Pakistan annual inflation slows to 12.40%, says statistics bureau

By
Reuters
Photo: File

ISLAMABAD: Pakistan's consumer price inflation slowed to 12.40% in February from the same month a year earlier, the statistics bureau said on Monday.

The bureau had recorded the CPI inflation at 14.56% in January, the highest in a decade. Prices of food items such as pulses, fresh vegetables and wheat, which have been the main top drivers of inflation, saw a downward trend, the bureau said.

Pakistanis have lately been under a tough squeeze on their household budgets. Pakistan's central bank in late January kept rates unchanged at 13.25%, citing strong inflationary pressures.

Federal Minister For Economic Affairs Hammad Azhar on Monday also tweeted out the new figures released by the bureau, noting that the prices of essentials had decreased. 

"The CPI inflation rate in the country has witnessed highest deceleration i. a single month for some time. It has come down from 14.6% in Jan to 12.4% in Feb," he said.

"Essential food items that decreased in Feb over Jan are; onion (8.8%), tomato (60.3%), potato (12.9%), fresh vegetables (11.5%) and wheat flour (5.3%).
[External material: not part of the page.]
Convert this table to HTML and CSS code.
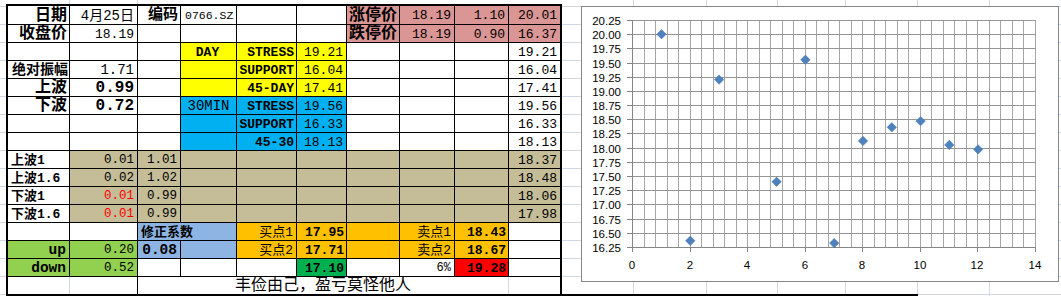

On non-food side major contributions for decrease came from LPG (13.5%) and electricity (13.5%)," he added. 

Also read: Recent spike in inflation is transitory, claims SBP

The State Bank of Pakistan had last month declared that a spike in inflationary pressure as a ‘transitory’ phenomena, saying that the headline inflation of 14.6 percent was broadly in line with projection of the central bank.

The state bank had taken the position that they were expecting this kind of spike, cautioning that it was transitory phenomena and there was no need to change in the earlier projections.

When contacted, high-ranking officials of the planning ministry, the finance ministry and Pakistan Bureau of Statistics (PBS) said that the recent wheat/flour crisis proved to be catalyst for increasing inflationary pressure during January 2020.